Only reapers, reaping early
In among the bearded barley,
Hear a song that echoes cheerly
From the river winding clearly,
Down to tower’d Camelot:
And by the moon the reaper weary,
Piling sheaves in uplands airy,
Listening, whispers ” ‘Tis the fairy
Lady of Shalott.”
It is immediately apparent that there are many words that will be unfamiliar to most modern readers. Some are archaic: ‘clothe’, ‘imbowers’, ‘flitteth’, ‘isle’, ‘hath’. A large number of nouns evoke the cultural connotations of a pastoral idyll, which is removed from most children’s experience: ‘wold’, ‘barley’, ‘rye’, ‘lilies’, ‘willows’, ‘aspens’, ‘sheaves’, ‘reaper’, ‘uplands’. Some words have a modern form but are made strange by abbreviation: ‘thro”, ”tis’, ‘veil’d’, ‘sail’d’, ‘tower’d’. And some words remain in modern usage but are used infrequently and have specialized meanings: ‘casement’, ‘shallop’, ‘barge’. These lexical challenges exist before we even begin to consider the poetic usage of words, such as dusk, used here as a verb rather than the more familiar noun: ‘little breezes dusk and shiver’. Furthermore, words are not read as isolated units of meaning, each word is shaped by the surrounding semantic context. Take the line, ‘willows whiten, aspens quiver’ if you don’t know what ‘willows’ and ‘aspens’ are, then the entire line is rendered incomprehensible, even if you do know ‘whiten’ and ‘quiver’.

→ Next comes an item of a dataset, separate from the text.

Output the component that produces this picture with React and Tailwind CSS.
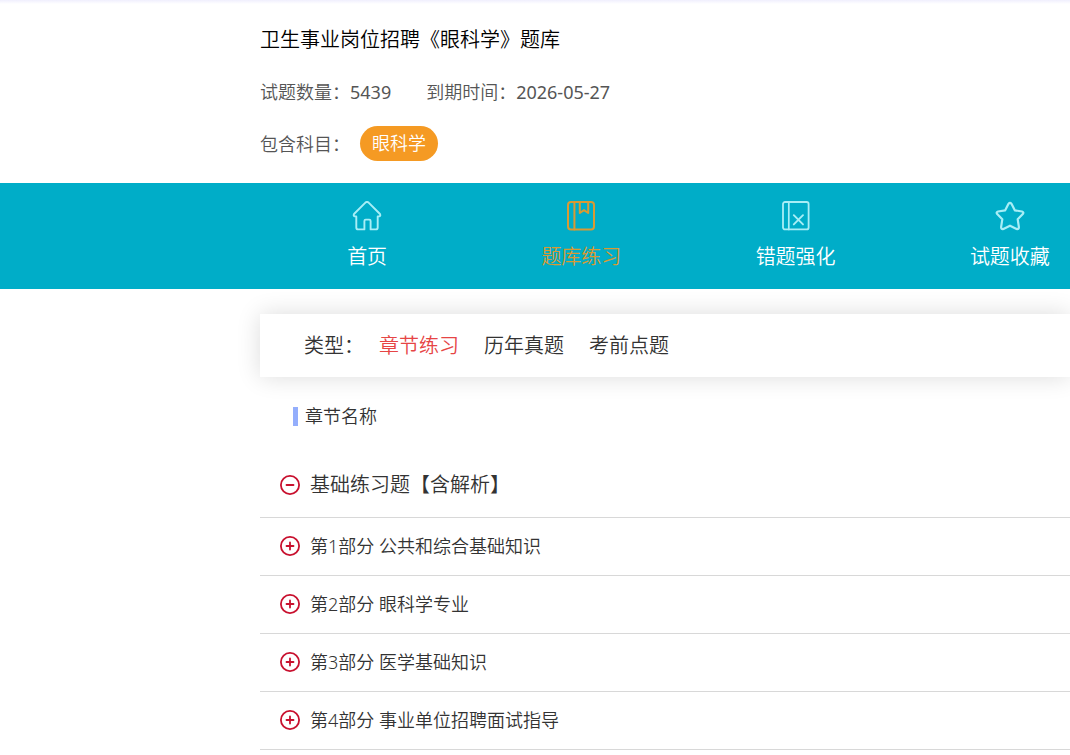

The point is that the vocabulary challenge in this poem comes from words that are not common currency. They are not frequently occurring Tier 2 words, rich in a multiplicity of meanings. Therefore, following Beck’s advice, it is notproductive to spend a long time on deep vocabulary instruction, when there are other words to be discovered which will be more useful. This presents a problem if we are going to introduce classics like ‘The Lady of Shalott’, because the concentration of unfamiliar vocabulary undoubtedly inhibits understanding of the poem, to the extent that we cannot gloss over the unknown words, or hope that children will work them out from the context. Neither do we want to labour through the poem, stopping to provide definitions at each new word and destroying the musicality of the verse and what could be a delightful first encounter.
To solve this problem, we devised an approach by responding to the essence of the opening section of the poem. It is a highly visual rural scene and contrasts the landscape with the forbidding tower. The unfamiliar language is mainly describing this setting with a large collection of unfamiliar nouns. We planned an introduction to the poem using narrative combined with teacher-in-role and an audio-visual presentation. The narrative allowed us to create an engaging dramatic situation, which drew the children into the story. We foregrounded the mystery element and invited the children (also in role) to help us solve it.
The teacher-in-role aspect was loosely scripted to ensure that the challenging vocabulary was introduced verbally. The role created was Matilda, one of the reapers in the field. A few props – a worker’s lunch tied up in a cloth and a sickle – helped to add authenticity, but props were kept minimal and ordinary speech was maintained so that ‘acting’ didn’t distract from the purpose of the lesson. It wasn’t necessary to read the script during the lesson, but the process of writing script notes made us pay attention to the language and cemented the vocabulary in our heads. The teacher’s voice, expression, and gesture made it possible to introduce vocabulary, as swiftly as possible, and to provide explanations seamlessly as asides, without breaking the illusion of the role. This simple technique allowed the teacher to aid interpretation, making the language of the poem more accessible.
Finally, the audio-visual component meant words could be concretely attached to images and sounds. A willow is obviously a willow when it is shown pictorially. The image of bearded barley is easily grasped when a high-quality close-up photograph is shown and contrasted with a stem of rye. The aural quality of the quivering aspens is easy to understand when listening to a sound file imposed on a photograph. In other words, the vocabulary of the poem was introduced stealthily into an engaging dramatic situation. It took just 10 minutes to ensure a literal understanding of all the unfamiliar words in the first four stanzas. The success was evident when we read the poem and asked the children which words needed clarification. Most had been immediately grasped, which made it possible to move quickly to interpretive responses.
Here is a short extract to give a flavour of how it works: Slide 10
‘In the summer, we rise early and are in the fields to catch the first warmth of the sun. I use my sickle to reap the barley. The sickle has to be kept sharp or it won’t cut through the barley stems. Sometimes we laugh and joke that the barleylooks like a wispy bearded man. Reaping with a sickle is hard work and your back feels bent and broken at the end of the day. Yes, the work of a reaper is not easy.
This is just one approach from a large repertoire of strategies for teaching vocabulary that is embedded in our practice. A blended approach underpins Just imagine training and resources and at the centre we place teacher subject and pedagogic knowledge. Vocabulary is a strand that is woven through our planning and teaching. Words are explored, revisited and revisited again, each new spiraling encounter adding depth to understanding. We aim to foster a love of language and an enquiring mindset, so that learners build knowledge, rather than randomly collect scraps of word information.